Extensible WASM Applications with Go

WASI and Component Model Support

  • Thread clarifies that WASI Preview 2 is built on the WASM component model; Preview 1 is more “classic” WASI.
  • Go’s new ability to export multiple functions (not just main) lets Go modules participate in the component model world, after wrapping with tools like wasm-tools component new.
  • Some runtimes (notably wazero) currently implement only WASI Preview 1 and are hesitant about Preview 2+ due to churn, resource constraints, and portability headaches.
  • There’s concern that rushing ahead with non-final features (WASI p1, then p2, maybe p3) will leave a legacy of half-standard, half-proprietary integration layers.

Go as a WASM Source Language: Size, Performance, Value

  • Go-generated WASM binaries are large; this causes practical issues for browser use and platforms with strict limits (e.g., edge workers).
  • TinyGo produces much smaller modules but is slower to compile and requires discipline about imports and reflection.
  • Some question why Go is appealing for WASM given GC overhead and size; others answer: “because people already write Go,” especially for backend and tooling.
  • It’s noted that Go WASM is slower than non-GC languages, and the WASM GC proposal doesn’t help Go much due to interior pointers and unboxed types.

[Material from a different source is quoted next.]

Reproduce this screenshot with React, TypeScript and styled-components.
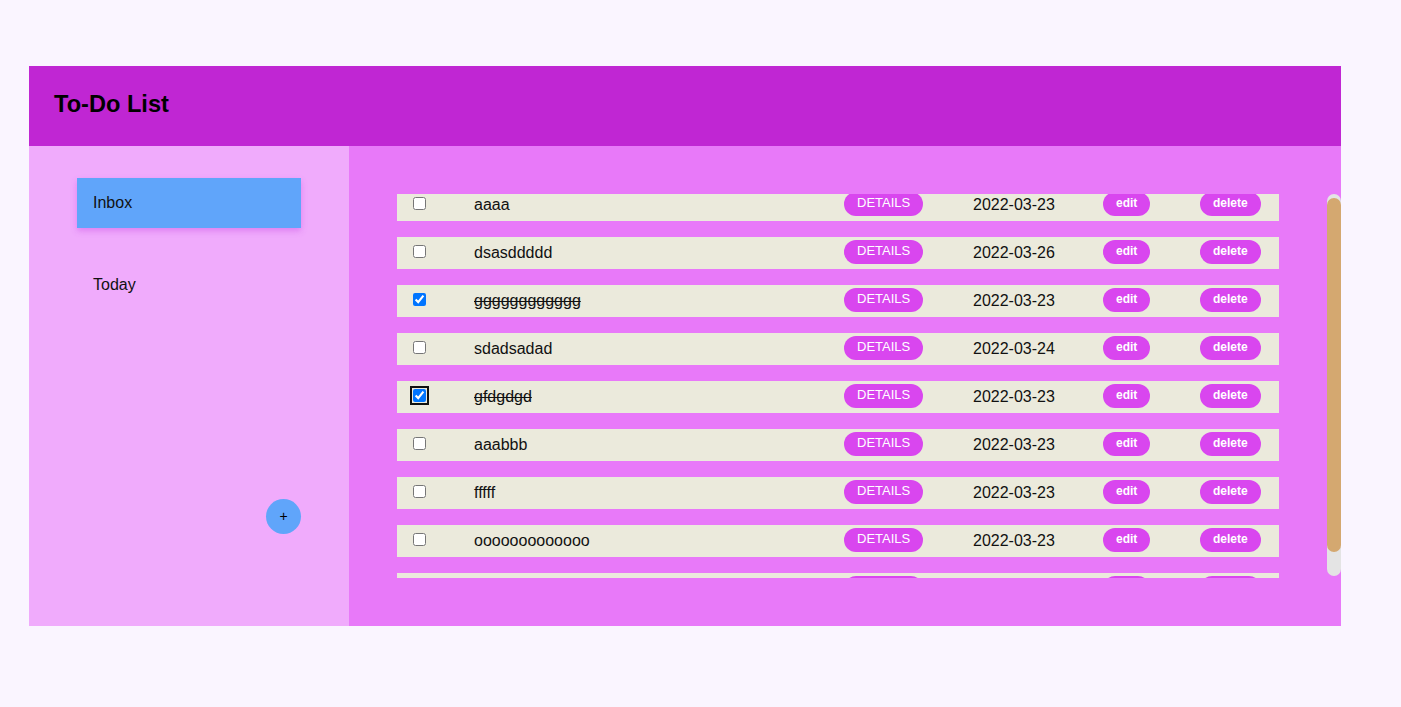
import React, { useEffect, useRef } from "react";
import styled, { createGlobalStyle } from "styled-components";

const GlobalStyle = createGlobalStyle`
  html, body {
    margin: 0;
    padding: 0;
    background: #faf5ff;
    font-family: "Liberation Sans", Arial, sans-serif;
  }
  * { box-sizing: border-box; }
`;

const Shell = styled.div`
  width: 1312px;
  margin: 66px 0 0 29px;
  display: flex;
  flex-direction: column;
`;

const Header = styled.header`
  height: 80px;
  background: #c026d3;
  display: flex;
  align-items: center;
  padding: 0 0 4px 25px;
`;

const Title = styled.h1`
  margin: 0;
  font-size: 23.6px;
  font-weight: 700;
  color: #000;
`;

const Body = styled.div`
  display: flex;
  height: 480px;
`;

const Sidebar = styled.nav`
  width: 320px;
  flex: none;
  background: #f0abfc;
  padding: 32px 48px 92px 48px;
  display: flex;
  flex-direction: column;
  gap: 32px;
`;

const NavItem = styled.div<{ $active?: boolean }>`
  height: 50px;
  display: flex;
  align-items: center;
  padding-left: 16px;
  font-size: 16px;
  color: #111;
  background: ${(p) => (p.$active ? "#60a5fa" : "transparent")};
  box-shadow: ${(p) => (p.$active ? "0 3px 6px rgba(200, 80, 230, 0.45)" : "none")};
`;

const AddButton = styled.button`
  margin-top: auto;
  align-self: flex-end;
  width: 35px;
  height: 35px;
  border-radius: 50%;
  border: none;
  background: #60a5fa;
  color: #000;
  font-size: 14px;
  font-family: "Liberation Sans", Arial, sans-serif;
  display: flex;
  align-items: center;
  justify-content: center;
  padding: 0 0 2px 0;
`;

const Main = styled.main`
  flex: 1;
  background: #e879f9;
  padding: 48px 0 48px 48px;
`;

const ListFrame = styled.div`
  height: 384px;
  display: flex;
  align-items: flex-start;
`;

const List = styled.div`
  flex: 1;
  height: 384px;
  overflow: hidden;
  display: flex;
  flex-direction: column;
  gap: 16px;
`;

const ScrollTrack = styled.div`
  flex: none;
  width: 14px;
  height: 382px;
  border-radius: 7px;
  background: #e4e4e4;
  display: flex;
  flex-direction: column;
  padding-top: 4px;
`;

const ScrollThumb = styled.div`
  height: 354px;
  border-radius: 7px;
  background: #d4a870;
`;

const Row = styled.div`
  flex: none;
  height: 32px;
  margin-right: 48px;
  background: #ebeadc;
  display: grid;
  grid-template-columns: 61px 370px 129px 130px 97px auto;
  align-items: center;
  padding-left: 16px;
  font-size: 16px;
  color: #111;
`;

const Check = styled.input<{ $focused?: boolean }>`
  margin: 0 0 3px 0;
  width: 13px;
  height: 13px;
  ${(p) =>
    p.$focused
      ? `outline: 2px solid #101010; outline-offset: 1px; border-radius: 2px;`
      : ""}
`;

const TaskName = styled.span<{ $done?: boolean }>`
  text-decoration: ${(p) => (p.$done ? "line-through" : "none")};
  white-space: nowrap;
`;

const Pill = styled.button<{ $bold?: boolean }>`
  justify-self: start;
  height: 24px;
  padding: 0 13px 2px 13px;
  border: none;
  border-radius: 12px;
  background: #d946ef;
  color: #fff;
  font-family: "Liberation Sans", Arial, sans-serif;
  font-size: ${(p) => (p.$bold ? "12px" : "13px")};
  font-weight: ${(p) => (p.$bold ? 700 : 400)};
  line-height: 22px;
  margin-bottom: 2px;
`;

const DateText = styled.span`
  white-space: nowrap;
`;

type Task = { name: string; date: string; done?: boolean; focused?: boolean };

const tasks: Task[] = [
  { name: "aaaa", date: "2022-03-23" },
  { name: "dsasddddd", date: "2022-03-26" },
  { name: "gggggggggggg", date: "2022-03-23", done: true },
  { name: "sdadsadad", date: "2022-03-24" },
  { name: "gfdgdgd", date: "2022-03-23", done: true, focused: true },
  { name: "aaabbb", date: "2022-03-23" },
  { name: "fffff", date: "2022-03-23" },
  { name: "ooooooooooooo", date: "2022-03-23" },
  { name: "hhhhh", date: "2022-03-25" },
];

export default function App() {
  const listRef = useRef<HTMLDivElement>(null);
  useEffect(() => {
    if (listRef.current) listRef.current.scrollTop = 5;
  }, []);

  return (
    <>
      <GlobalStyle />
      <Shell>
        <Header>
          <Title>To-Do List</Title>
        </Header>
        <Body>
          <Sidebar>
            <NavItem $active>Inbox</NavItem>
            <NavItem>Today</NavItem>
            <AddButton>+</AddButton>
          </Sidebar>
          <Main>
            <ListFrame>
              <List ref={listRef}>
                {tasks.map((t, i) => (
                  <Row key={i}>
                    <Check
                      type="checkbox"
                      defaultChecked={!!t.done}
                      $focused={t.focused}
                    />
                    <TaskName $done={t.done}>{t.name}</TaskName>
                    <Pill>DETAILS</Pill>
                    <DateText>{t.date}</DateText>
                    <Pill $bold>edit</Pill>
                    <Pill $bold>delete</Pill>
                  </Row>
                ))}
              </List>
              <ScrollTrack>
                <ScrollThumb />
              </ScrollTrack>
            </ListFrame>
          </Main>
        </Body>
      </Shell>
    </>
  );
}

Server-Side and Plugin Use Cases

  • Significant interest in backend WASM: sandboxed user code, data transformation, routing/decision logic, IoT codecs, database UDFs, and multi-tenant compute.
  • Advantages highlighted: strong isolation, architecture-independent binaries, clear host–guest contracts, plugin systems supporting many languages.

Alternatives and Comparisons

  • Alternatives raised: containers (with extra sandboxing), JVM, .NET, native dynamic libraries, LLVM IR.
  • Critics argue containers are heavy and not a strong security boundary for third-party plugins; proponents counter that modern container security is “good enough” and widely deployed.
  • Some see WASM outside the browser as “a solution looking for a problem”; others argue it uniquely fits safe, language-agnostic plugins.

Tooling: Debugging and Garbage Collection

  • Debugging WASM in Go is described as poor; most rely on printf. Go doesn’t emit DWARF for WASM yet, so richer browser tooling can’t be used.
  • Go uses its own concurrent GC in WASM, as on other architectures; it cannot currently rely on Wasm-GC and cannot share GC-managed objects with the host.

Ecosystem Maturity and Governance

  • Multiple comments emphasize that Go’s WASM/WASI work is largely volunteer-driven, so progress and feature coverage are uneven.
  • There’s skepticism about the health and influence of the broader WASM/WASI/component-model ecosystem, alongside optimism from others who see it as central to future server-side compute.